> Information shown
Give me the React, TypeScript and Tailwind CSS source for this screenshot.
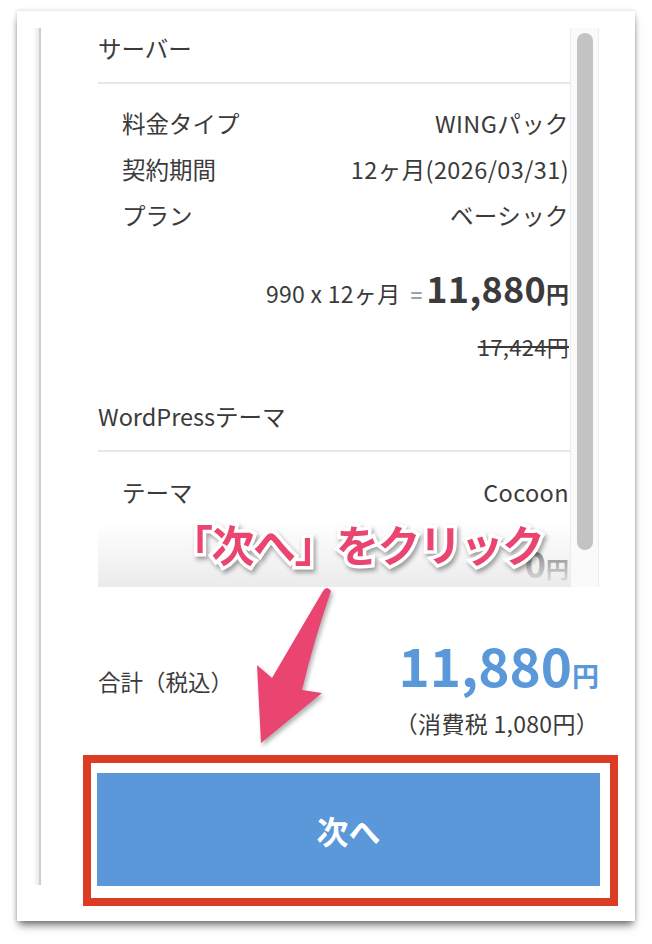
import React from 'react';

const serverRows = [
  ['料金タイプ', 'WINGパック'],
  ['契約期間', '12ヶ月(2026/03/31)'],
  ['プラン', 'ベーシック'],
];

const themeRows = [['テーマ', 'Cocoon']];

const SectionHeader: React.FC<{ title: string; className?: string }> = ({ title, className }) => (
  <div className={`pt-[6px] pb-[20px] border-b-2 border-[#e6e6e6] text-[23.5px] leading-[28px] ${className ?? ''}`}>
    {title}
  </div>
);

const DetailRow: React.FC<{ label: string; value: string }> = ({ label, value }) => (
  <div className="h-[46px] flex items-center justify-between pl-[24px] pr-[1px] text-[23.5px]">
    <span>{label}</span>
    <span className="tracking-[0.4px]">{value}</span>
  </div>
);

const App: React.FC = () => {
  return (
    <div className="relative w-[652px] h-[944px] bg-white overflow-hidden pt-[11px] pl-[17px] font-['Noto_Sans_CJK_JP','Noto_Sans',sans-serif] text-[#3b3b3b]">
      {/* screenshot card */}
      <div className="w-[618px] h-[910px] bg-white shadow-[0_6px_8px_-2px_rgba(0,0,0,0.55),0_0_4px_rgba(0,0,0,0.18)] pt-[17px] flex">
        {/* left edge of the modal */}
        <div className="ml-[16px] w-[8px] h-[857px] bg-gradient-to-r from-transparent to-[#e9e9e9] border-r-2 border-[#cdcdcd]" />

        <div className="ml-[57px] w-[501px] flex flex-col">
          {/* scrolling order details */}
          <div className="h-[559px] flex">
            <div className="relative flex-1 overflow-hidden">
              <SectionHeader title="サーバー" />
              <div className="pt-[17px]">
                {serverRows.map(([label, value]) => (
                  <DetailRow key={label} label={label} value={value} />
                ))}
              </div>
              <div className="mt-[30px] h-[40px] flex items-baseline justify-end pr-[1px] leading-none">
                <span className="text-[23px] tracking-[0.3px]">990 x 12ヶ月</span>
                <span className="ml-[10px] mr-[4px] text-[20px] font-bold text-[#a0a0a0]">=</span>
                <span className="text-[36px] font-bold tracking-[0.3px]">11,880</span>
                <span className="text-[23px] font-bold">円</span>
              </div>
              <div className="mt-[22px] h-[30px] flex items-center justify-end pr-[1px]">
                <span className="text-[22px] tracking-[0.3px] line-through decoration-[1.5px]">17,424円</span>
              </div>

              <SectionHeader title="WordPressテーマ" className="mt-[35px]" />
              <div className="pt-[18px]">
                {themeRows.map(([label, value]) => (
                  <DetailRow key={label} label={label} value={value} />
                ))}
              </div>
              <div className="mt-[28px] h-[40px] flex items-baseline justify-end pr-[1px] leading-none">
                <span className="text-[36px] font-bold">0</span>
                <span className="text-[23px] font-bold">円</span>
              </div>

              {/* fade at the bottom of the scroll box */}
              <div className="absolute left-0 right-0 bottom-0 h-[65px] bg-gradient-to-b from-white/0 to-[#ebebeb]" />
            </div>

            {/* scrollbar */}
            <div className="w-[29px] bg-[#fafafa] border-l border-r border-[#ececec] pt-[5px]">
              <div className="mx-auto w-[16px] h-[517px] rounded-full bg-[#c3c3c3]" />
            </div>
          </div>

          {/* total */}
          <div className="pt-[45px] flex items-center justify-between">
            <span className="text-[22.5px] mt-[-6px]">合計（税込）</span>
            <div className="flex flex-col items-end">
              <div className="h-[60px] flex items-baseline leading-none text-[#5a98da] font-bold pt-[6px]">
                <span className="text-[53px]">11,880</span>
                <span className="text-[27px]">円</span>
              </div>
              <span className="mt-[16px] text-[23px] leading-[30px] tracking-[0.3px]">（消費税 1,080円）</span>
            </div>
          </div>

          {/* next button */}
          <div className="relative mt-[35px]">
            <button className="w-[503px] -ml-[1px] h-[113px] bg-[#5b98d9] text-white text-[32px] font-bold">
              次へ
            </button>
            <div className="absolute -left-[15px] -right-[19px] -top-[18px] -bottom-[20px] border-[8px] border-[#dc3b24]" />
          </div>
        </div>
      </div>

      {/* annotation */}
      <div className="absolute left-[170px] top-[514px] text-[43px] leading-[58px] font-bold tracking-[-1.5px] text-[#ea4571] [paint-order:stroke_fill] [-webkit-text-stroke:7px_white] drop-shadow-[2px_3px_2px_rgba(0,0,0,0.35)]">
        「次へ」をクリック
      </div>
      <svg className="absolute left-0 top-0 drop-shadow-[2px_3px_2px_rgba(0,0,0,0.3)]" width="652" height="944" viewBox="0 0 652 944">
        <path
          d="M323 591 Q327 585 331 591 Q314 640 302 690 L322 693 L261 743 L257 665 L272 678 Q300 630 323 591 Z"
          fill="#ea4571"
        />
      </svg>
    </div>
  );
};

export default App;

> Problem requirements
Give the data above again in full and unchanged, skipping the pictures.

> Correct result
Give me the React, TypeScript and Tailwind CSS source for this screenshot.
import React from 'react';

const serverRows = [
  ['料金タイプ', 'WINGパック'],
  ['契約期間', '12ヶ月(2026/03/31)'],
  ['プラン', 'ベーシック'],
];

const themeRows = [['テーマ', 'Cocoon']];

const SectionHeader: React.FC<{ title: string; className?: string }> = ({ title, className }) => (
  <div className={`pt-[6px] pb-[20px] border-b-2 border-[#e6e6e6] text-[23.5px] leading-[28px] ${className ?? ''}`}>
    {title}
  </div>
);

const DetailRow: React.FC<{ label: string; value: string }> = ({ label, value }) => (
  <div className="h-[46px] flex items-center justify-between pl-[24px] pr-[1px] text-[23.5px]">
    <span>{label}</span>
    <span className="tracking-[0.4px]">{value}</span>
  </div>
);

const App: React.FC = () => {
  return (
    <div className="relative w-[652px] h-[944px] bg-white overflow-hidden pt-[11px] pl-[17px] font-['Noto_Sans_CJK_JP','Noto_Sans',sans-serif] text-[#3b3b3b]">
      {/* screenshot card */}
      <div className="w-[618px] h-[910px] bg-white shadow-[0_6px_8px_-2px_rgba(0,0,0,0.55),0_0_4px_rgba(0,0,0,0.18)] pt-[17px] flex">
        {/* left edge of the modal */}
        <div className="ml-[16px] w-[8px] h-[857px] bg-gradient-to-r from-transparent to-[#e9e9e9] border-r-2 border-[#cdcdcd]" />

        <div className="ml-[57px] w-[501px] flex flex-col">
          {/* scrolling order details */}
          <div className="h-[559px] flex">
            <div className="relative flex-1 overflow-hidden">
              <SectionHeader title="サーバー" />
              <div className="pt-[17px]">
                {serverRows.map(([label, value]) => (
                  <DetailRow key={label} label={label} value={value} />
                ))}
              </div>
              <div className="mt-[30px] h-[40px] flex items-baseline justify-end pr-[1px] leading-none">
                <span className="text-[23px] tracking-[0.3px]">990 x 12ヶ月</span>
                <span className="ml-[10px] mr-[4px] text-[20px] font-bold text-[#a0a0a0]">=</span>
                <span className="text-[36px] font-bold tracking-[0.3px]">11,880</span>
                <span className="text-[23px] font-bold">円</span>
              </div>
              <div className="mt-[22px] h-[30px] flex items-center justify-end pr-[1px]">
                <span className="text-[22px] tracking-[0.3px] line-through decoration-[1.5px]">17,424円</span>
              </div>

              <SectionHeader title="WordPressテーマ" className="mt-[35px]" />
              <div className="pt-[18px]">
                {themeRows.map(([label, value]) => (
                  <DetailRow key={label} label={label} value={value} />
                ))}
              </div>
              <div className="mt-[28px] h-[40px] flex items-baseline justify-end pr-[1px] leading-none">
                <span className="text-[36px] font-bold">0</span>
                <span className="text-[23px] font-bold">円</span>
              </div>

              {/* fade at the bottom of the scroll box */}
              <div className="absolute left-0 right-0 bottom-0 h-[65px] bg-gradient-to-b from-white/0 to-[#ebebeb]" />
            </div>

            {/* scrollbar */}
            <div className="w-[29px] bg-[#fafafa] border-l border-r border-[#ececec] pt-[5px]">
              <div className="mx-auto w-[16px] h-[517px] rounded-full bg-[#c3c3c3]" />
            </div>
          </div>

          {/* total */}
          <div className="pt-[45px] flex items-center justify-between">
            <span className="text-[22.5px] mt-[-6px]">合計（税込）</span>
            <div className="flex flex-col items-end">
              <div className="h-[60px] flex items-baseline leading-none text-[#5a98da] font-bold pt-[6px]">
                <span className="text-[53px]">11,880</span>
                <span className="text-[27px]">円</span>
              </div>
              <span className="mt-[16px] text-[23px] leading-[30px] tracking-[0.3px]">（消費税 1,080円）</span>
            </div>
          </div>

          {/* next button */}
          <div className="relative mt-[35px]">
            <button className="w-[503px] -ml-[1px] h-[113px] bg-[#5b98d9] text-white text-[32px] font-bold">
              次へ
            </button>
            <div className="absolute -left-[15px] -right-[19px] -top-[18px] -bottom-[20px] border-[8px] border-[#dc3b24]" />
          </div>
        </div>
      </div>

      {/* annotation */}
      <div className="absolute left-[170px] top-[514px] text-[43px] leading-[58px] font-bold tracking-[-1.5px] text-[#ea4571] [paint-order:stroke_fill] [-webkit-text-stroke:7px_white] drop-shadow-[2px_3px_2px_rgba(0,0,0,0.35)]">
        「次へ」をクリック
      </div>
      <svg className="absolute left-0 top-0 drop-shadow-[2px_3px_2px_rgba(0,0,0,0.3)]" width="652" height="944" viewBox="0 0 652 944">
        <path
          d="M323 591 Q327 585 331 591 Q314 640 302 690 L322 693 L261 743 L257 665 L272 678 Q300 630 323 591 Z"
          fill="#ea4571"
        />
      </svg>
    </div>
  );
};

export default App;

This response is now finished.